Lieutenant Harlow and others show that even within oppressive systems, there can be agents of change. The theme of rebellion also extends to the divine realm: Raina’s curse is itself a form of rebellion against betrayal, while Kiara’s final confrontation with Azar becomes a resistance not just to tyranny, but to the seductive pull of absolute power.
The story champions thoughtful rebellion—rebellion rooted in justice, empathy, and a commitment to something better, not simply in revenge or destruction. In this way, rebellion becomes a form of moral clarity, a willingness to confront what is wrong even when the cost is high.
Love as Redemption
While To Kill a Shadow features romance, love is more broadly portrayed as a redemptive force capable of countering even the deepest corruption. Jude’s love for Kiara is not just a subplot but a key to his transformation.

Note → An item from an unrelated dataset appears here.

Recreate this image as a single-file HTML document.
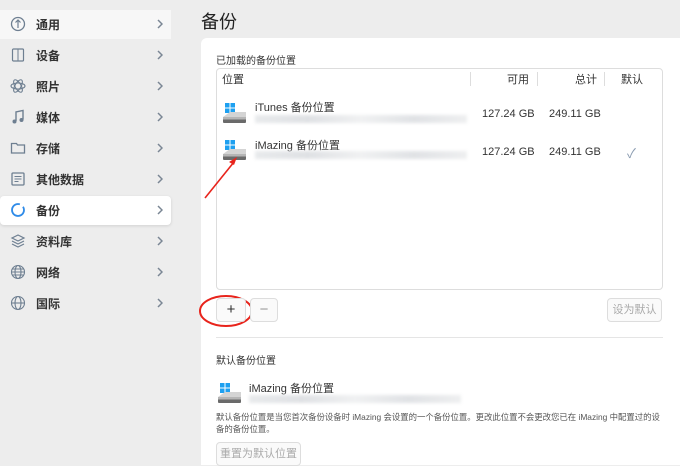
<!DOCTYPE html><html><head><meta charset="utf-8"><style>
*{margin:0;padding:0;box-sizing:border-box}
body{width:680px;height:465px;overflow:hidden;background:#ededed;font-family:"Liberation Sans","Noto Sans CJK SC",sans-serif;position:relative;color:#222}
.it{position:absolute;left:0;width:171px;height:29px;font-size:12px;font-weight:bold;color:#333}
.it.sel{background:#fff;border-radius:4px;box-shadow:0 1px 3px rgba(0,0,0,.12)}
.it.first{background:#f7f7f7}
.it span.t{position:absolute;left:36px;top:6px}
.it svg{position:absolute;left:10px;top:6px}
.it .ch{position:absolute;left:157px;top:9px}
.a{position:absolute}
.card{position:absolute;left:201px;top:38px;width:479px;height:427px;background:#fff;border-radius:6px 0 0 0}
.btn{position:absolute;border:1px solid #ddd;border-radius:4px;background:#fafafa;font-size:11px;color:#aaa;text-align:center}
.blur{position:absolute;height:8px;background:linear-gradient(90deg,#e8eaec,#dfe1e4,#f0f1f2,#e0e2e5,#eeeff0);filter:blur(1.5px)}
.num{position:absolute;font-size:11px;color:#333}
</style></head><body>
<svg width="0" height="0" style="position:absolute"><defs><symbol id="c" viewBox="0 0 6 10"><path d="M1 1l4 4-4 4" fill="none" stroke="#7a8694" stroke-width="1.5"/></symbol><symbol id="d" viewBox="0 0 24 22"><rect x="2" y="0" width="4.5" height="4.5" fill="#1ea0f0"/><rect x="7.5" y="0" width="4.5" height="4.5" fill="#1ea0f0"/><rect x="2" y="5.5" width="4.5" height="4.5" fill="#1ea0f0"/><rect x="7.5" y="5.5" width="4.5" height="4.5" fill="#1ea0f0"/><path d="M0 14l7-5h16v7H0z" fill="#d4d4d4"/><rect x="0" y="14" width="23" height="6" rx="1" fill="#6a6a6a"/><rect x="0" y="14" width="23" height="2.5" fill="#b5b5b5"/></symbol></defs></svg>
<div class="it first" style="top:10px"><svg width="16" height="16" viewBox="0 0 16 16"><circle cx="8" cy="8" r="6.5" fill="none" stroke="#6e7f91" stroke-width="1.3"/><path d="M8 4v8M5.5 6.5L8 4l2.5 2.5" fill="none" stroke="#6e7f91" stroke-width="1.2"/></svg><span class="t">通用</span><svg class="ch" width="6" height="10"><use href="#c"/></svg></div>
<div class="it" style="top:41px"><svg width="16" height="16" viewBox="0 0 16 16"><rect x="2.5" y="2" width="11" height="12" rx="1" fill="none" stroke="#6e7f91" stroke-width="1.2"/><path d="M8 2v12" stroke="#6e7f91"/></svg><span class="t">设备</span><svg class="ch" width="6" height="10"><use href="#c"/></svg></div>
<div class="it" style="top:72px"><svg width="16" height="16" viewBox="0 0 16 16"><g fill="none" stroke="#6e7f91" stroke-width="1.1"><ellipse cx="8" cy="8" rx="7" ry="3"/><ellipse cx="8" cy="8" rx="7" ry="3" transform="rotate(60 8 8)"/><ellipse cx="8" cy="8" rx="7" ry="3" transform="rotate(120 8 8)"/></g></svg><span class="t">照片</span><svg class="ch" width="6" height="10"><use href="#c"/></svg></div>
<div class="it" style="top:103px"><svg width="16" height="16" viewBox="0 0 16 16"><path d="M6 12V3l7-1.5v9" fill="none" stroke="#6e7f91" stroke-width="1.4"/><circle cx="4.5" cy="12.5" r="2" fill="#6e7f91"/><circle cx="11.5" cy="11" r="2" fill="#6e7f91"/></svg><span class="t">媒体</span><svg class="ch" width="6" height="10"><use href="#c"/></svg></div>
<div class="it" style="top:134px"><svg width="16" height="16" viewBox="0 0 16 16"><path d="M1.5 3.5h5l1 1.5h7v8h-13z" fill="none" stroke="#6e7f91" stroke-width="1.3"/></svg><span class="t">存储</span><svg class="ch" width="6" height="10"><use href="#c"/></svg></div>
<div class="it" style="top:165px"><svg width="16" height="16" viewBox="0 0 16 16"><rect x="2" y="2" width="12" height="12" rx="1" fill="none" stroke="#6e7f91" stroke-width="1.3"/><path d="M4.5 5.5h7M4.5 8h7M4.5 10.5h4" stroke="#6e7f91"/></svg><span class="t">其他数据</span><svg class="ch" width="6" height="10"><use href="#c"/></svg></div>
<div class="it sel" style="top:196px"><svg width="16" height="16" viewBox="0 0 16 16"><circle cx="8" cy="8" r="6" fill="none" stroke="#2f8be8" stroke-width="1.8" stroke-dasharray="30 4"/></svg><span class="t">备份</span><svg class="ch" width="6" height="10"><use href="#c"/></svg></div>
<div class="it" style="top:227px"><svg width="16" height="16" viewBox="0 0 16 16"><path d="M8 2l6 3-6 3-6-3z M2 8l6 3 6-3 M2 11l6 3 6-3" fill="none" stroke="#6e7f91" stroke-width="1.2"/></svg><span class="t">资料库</span><svg class="ch" width="6" height="10"><use href="#c"/></svg></div>
<div class="it" style="top:258px"><svg width="16" height="16" viewBox="0 0 16 16"><g fill="none" stroke="#6e7f91" stroke-width="1.1"><circle cx="8" cy="8" r="6.5"/><ellipse cx="8" cy="8" rx="3" ry="6.5"/><path d="M1.5 8h13M2.5 5h11M2.5 11h11"/></g></svg><span class="t">网络</span><svg class="ch" width="6" height="10"><use href="#c"/></svg></div>
<div class="it" style="top:289px"><svg width="16" height="16" viewBox="0 0 16 16"><g fill="none" stroke="#6e7f91" stroke-width="1.1"><circle cx="8" cy="8" r="6.5"/><ellipse cx="8" cy="8" rx="3" ry="6.5"/><path d="M1.5 8h13"/></g></svg><span class="t">国际</span><svg class="ch" width="6" height="10"><use href="#c"/></svg></div>

<div class="a" style="left:201px;top:8px;font-size:18px;color:#222">备份</div>
<div class="card"></div>
<div class="a" style="left:216px;top:52px;font-size:10px;color:#333">已加载的备份位置</div>
<div class="a" style="left:216px;top:68px;width:447px;height:222px;border:1px solid #ddd;border-radius:4px"></div>
<div class="a" style="left:222px;top:71px;font-size:11px;color:#333">位置</div>
<div class="a" style="left:470px;top:72px;width:1px;height:14px;background:#ddd"></div>
<div class="a" style="left:537px;top:72px;width:1px;height:14px;background:#ddd"></div>
<div class="a" style="left:604px;top:72px;width:1px;height:14px;background:#ddd"></div>
<div class="a" style="left:507px;top:71px;font-size:11px;color:#333">可用</div>
<div class="a" style="left:575px;top:71px;font-size:11px;color:#333">总计</div>
<div class="a" style="left:621px;top:71px;font-size:11px;color:#333">默认</div>

<svg class="a" style="left:223px;top:103px" width="24" height="22"><use href="#d"/></svg>
<div class="a" style="left:255px;top:99px;font-size:11px;color:#333">iTunes 备份位置</div>
<div class="blur" style="left:255px;top:115px;width:212px"></div>
<div class="num" style="left:482px;top:108px">127.24 GB</div>
<div class="num" style="left:549px;top:108px">249.11 GB</div>

<svg class="a" style="left:223px;top:140px" width="24" height="22"><use href="#d"/></svg>
<div class="a" style="left:255px;top:137px;font-size:11px;color:#333">iMazing 备份位置</div>
<div class="blur" style="left:255px;top:151px;width:212px"></div>
<div class="num" style="left:482px;top:146px">127.24 GB</div>
<div class="num" style="left:549px;top:146px">249.11 GB</div>
<div class="a" style="left:627px;top:143px;font-size:13px;color:#8a9bb0">✓</div>

<svg class="a" style="left:0;top:0" width="680" height="465"><path d="M205 198L234 162" stroke="#e8241c" stroke-width="1.6"/><path d="M237 157l-8 5 5 3z" fill="#e8241c"/><ellipse cx="226" cy="311" rx="26" ry="15" fill="none" stroke="#e8241c" stroke-width="2"/></svg>
<div class="btn" style="left:216px;top:298px;width:30px;height:24px;font-size:15px;color:#333;line-height:21px">+</div>
<div class="btn" style="left:250px;top:298px;width:28px;height:24px;font-size:15px;color:#999;line-height:21px">−</div>
<div class="btn" style="left:607px;top:298px;width:55px;height:24px;line-height:22px">设为默认</div>

<div class="a" style="left:216px;top:337px;width:447px;height:1px;background:#e5e5e5"></div>
<div class="a" style="left:216px;top:352px;font-size:10px;color:#333">默认备份位置</div>
<svg class="a" style="left:218px;top:383px" width="24" height="22"><use href="#d"/></svg>
<div class="a" style="left:249px;top:380px;font-size:11px;color:#333">iMazing 备份位置</div>
<div class="blur" style="left:249px;top:395px;width:212px"></div>
<div class="a" style="left:216px;top:411px;width:450px;font-size:8.4px;line-height:12px;color:#555">默认备份位置是当您首次备份设备时 iMazing 会设置的一个备份位置。更改此位置不会更改您已在 iMazing 中配置过的设备的备份位置。</div>
<div class="btn" style="left:216px;top:442px;width:85px;height:24px;line-height:22px">重置为默认位置</div>
</body></html>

Once a man who followed orders without question, Jude begins to reclaim his autonomy and morality through his feelings for her. Love here is not portrayed as a softening agent, but as a clarifying one.
It helps him see through the lies of the court, question the king’s authority, and ultimately reject power for a more humane path. Kiara’s capacity for love—shown not just in her relationship with Jude, but in her care for her brother, her friendship with Patrick, and her empathy for Raina—grounds her decisions.
Love is also the only thing strong enough to sever Azar’s hold temporarily, suggesting that it is more powerful than divine manipulation or violence. In the epilogue, love is what remains—not just in romantic terms, but in the collective healing of Asidia.
It is in the laughter of children, the return of sunlight, and the mutual respect between partners rebuilding their world. The novel suggests that love does not erase pain or undo harm, but it creates the space for something better to grow.